The organised community dates to the first half of the 17th century, when the princes of Scalea promoted colonisation of lands near the Lao. In the 1620s families from Mormanno and surrounding villages were settled with incentives; by 1651 the casale of Santa Domenica counted about sixty hearths.
The village became a parish (1662) and later a feudal Università; population grew through arrivals from Orsomarso, Papasidero, Lauria and elsewhere, with an economy based on grain, vines, figs and, later, olives. The 18th century brought demographic expansion, new chapels and noble palaces, while the 1799 upheavals divided locals between supporters of the Parthenopean Republic and Bourbon loyalists. After Italian unification, Santa Domenica became an autonomous municipality; in 1864 the official name was changed to Santa Domenica Talao to distinguish it from homonymous places, referencing the Lao river.

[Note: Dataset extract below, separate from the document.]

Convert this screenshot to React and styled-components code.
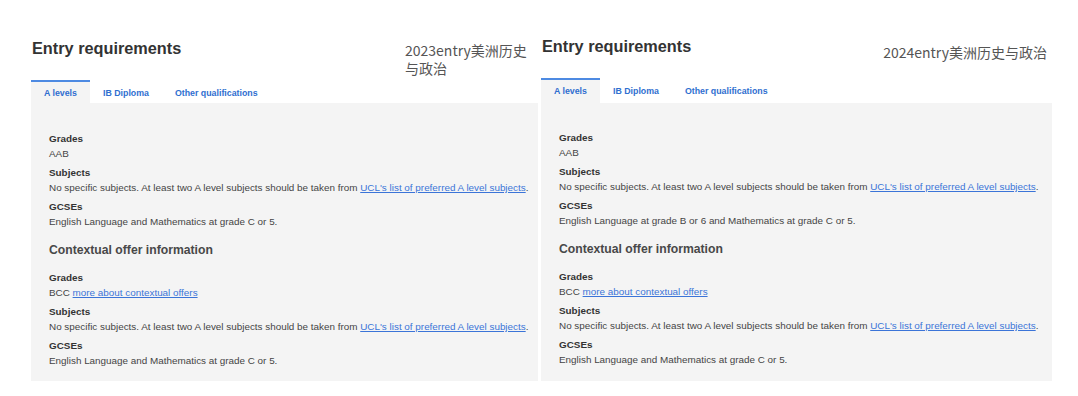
import React from "react";
import styled, { createGlobalStyle } from "styled-components";

const Global = createGlobalStyle`
  html, body { margin: 0; padding: 0; background: #fff; }
  body { font-family: "Liberation Sans", Arial, sans-serif; color: #333; }
`;

const Page = styled.div`
  display: flex;
  gap: 3px;
  padding-left: 31px;
  width: 1078px;
  height: 396px;
  box-sizing: border-box;
`;

const Panel = styled.section`
  display: flex;
  flex-direction: column;
  width: ${(p) => p.$width}px;
  padding-top: ${(p) => p.$top}px;
`;

const Header = styled.div`
  display: flex;
  justify-content: space-between;
  align-items: flex-start;
  height: 42px;
`;

const Title = styled.h2`
  margin: 0 0 0 1px;
  font-size: 16.3px;
  line-height: 20px;
  font-weight: bold;
  color: #333;
`;

const Caption = styled.div`
  font-family: "Noto Sans CJK SC", "Noto Sans", sans-serif;
  font-size: 14px;
  line-height: 17.5px;
  color: #555;
  max-width: ${(p) => p.$max}px;
  margin-top: ${(p) => p.$offset}px;
  margin-right: ${(p) => p.$right}px;
`;

const Tabs = styled.div`
  display: flex;
  height: ${(p) => p.$height}px;
`;

const Tab = styled.div`
  box-sizing: border-box;
  height: 100%;
  padding: 6px 13px 0;
  min-width: ${(p) => (p.$active ? 59 : 0)}px;
  display: flex;
  align-items: flex-start;
  justify-content: center;
  font-size: 8.8px;
  line-height: 11px;
  font-weight: bold;
  color: #2f6fd0;
  background: ${(p) => (p.$active ? "#f4f4f4" : "transparent")};
  border-top: 2px solid ${(p) => (p.$active ? "#4d8ae2" : "transparent")};
`;

const Body = styled.div`
  background: #f4f4f4;
  padding: ${(p) => p.$pad}px 0 0 18px;
  height: 278px;
  box-sizing: border-box;
`;

const Item = styled.div`
  margin-bottom: 4px;
`;

const Label = styled.div`
  font-size: 9.9px;
  line-height: 15px;
  font-weight: bold;
  color: #333;
`;

const Value = styled.div`
  font-size: 9.9px;
  line-height: 15px;
  color: #444;
  white-space: nowrap;
`;

const Link = styled.a`
  color: #3b74d8;
  text-decoration: underline;
`;

const Section = styled.h3`
  margin: 13px 0 12px;
  font-size: 12.2px;
  line-height: 16px;
  font-weight: bold;
  color: #484848;
`;

const subjects = (
  <>
    No specific subjects. At least two A level subjects should be taken from{" "}
    <Link href="#">UCL's list of preferred A level subjects</Link>.
  </>
);

const Requirements = ({ gcse, year, width, top, tabH, pad, caption }) => (
  <Panel $width={width} $top={top}>
    <Header>
      <Title>Entry requirements</Title>
      <Caption $max={caption.max} $offset={caption.offset} $right={caption.right}>
        {year}entry美洲历史与政治
      </Caption>
    </Header>
    <Tabs $height={tabH}>
      <Tab $active>A levels</Tab>
      <Tab>IB Diploma</Tab>
      <Tab>Other qualifications</Tab>
    </Tabs>
    <Body $pad={pad}>
      <Item>
        <Label>Grades</Label>
        <Value>AAB</Value>
      </Item>
      <Item>
        <Label>Subjects</Label>
        <Value>{subjects}</Value>
      </Item>
      <Item>
        <Label>GCSEs</Label>
        <Value>{gcse}</Value>
      </Item>
      <Section>Contextual offer information</Section>
      <Item>
        <Label>Grades</Label>
        <Value>
          BCC <Link href="#">more about contextual offers</Link>
        </Value>
      </Item>
      <Item>
        <Label>Subjects</Label>
        <Value>{subjects}</Value>
      </Item>
      <Item>
        <Label>GCSEs</Label>
        <Value>English Language and Mathematics at grade C or 5.</Value>
      </Item>
    </Body>
  </Panel>
);

export default function App() {
  return (
    <>
      <Global />
      <Page>
        <Requirements
          year="2023"
          width={507}
          top={38}
          tabH={23}
          pad={28}
          gcse="English Language and Mathematics at grade C or 5."
          caption={{ max: 124, offset: 4, right: 9 }}
        />
        <Requirements
          year="2024"
          width={511}
          top={36}
          tabH={25}
          pad={27}
          gcse="English Language at grade B or 6 and Mathematics at grade C or 5."
          caption={{ max: 300, offset: 8, right: 5 }}
        />
      </Page>
    </>
  );
}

In the 20th century the town underwent strong emigration. Besides North America and Argentina, many settled in the Dominican Republic (notably Puerto Plata, Santiago and La Vega), founding businesses and associations such as the Pro-Santa Domenica Talao Society (1917). In 2022 a twinning with Santo Domingo was formalised, recognising the historic contribution of Santadomenicani emigrants and strengthening cultural ties.

== Symbols ==
The coat of arms shows a vine branch with a ripe grape cluster entwined around an olive tree, on a silver shield with a blue border.

== Main sights ==
- Mother Church of Saint Joseph. Late 17th-century church, enlarged in 1701 (transept and apse). Notable Baroque stuccoes, polychrome marble high altar (1774), choir and a Holy Family canvas of the Neapolitan school. Human burials (pre-1837) were found during early-2000s works and displayed in a small crypt.
- Chapel of Our Lady of the Rosary. Built in 1725 (single nave); focal point of the October fair known as Fera ’u Chianu held in the lower part of town (“Piano”).
- Chapel of Saint John the Evangelist. Small 18th-century chapel in the upper quarter (’A Codda), erected by Don Giovanni Longo; recently fully restored thanks to donations from the faithful.
- Piazza Italia. Main square by the Mother Church, with an ancient olive tree, expanded in the 1920s–30s thanks to emigrants in the Dominican Republic; wide views over the Lao valley and Tyrrhenian coast.
- Noble palaces. Palazzo Campagna (1774), Palazzo Perrone (Senise), Palazzo Schiffino (birthplace of Jesuit philosopher Santo Schiffini, 1841–1906), Palazzo La Greca, Palazzo Longo.
- Museum of the Earth. Local museum on agricultural life, tools, maps and documents; it also houses the Pro Loco association.

== Demographic evolution ==
Population according to the Italian National Institute of Statistics (ISTAT).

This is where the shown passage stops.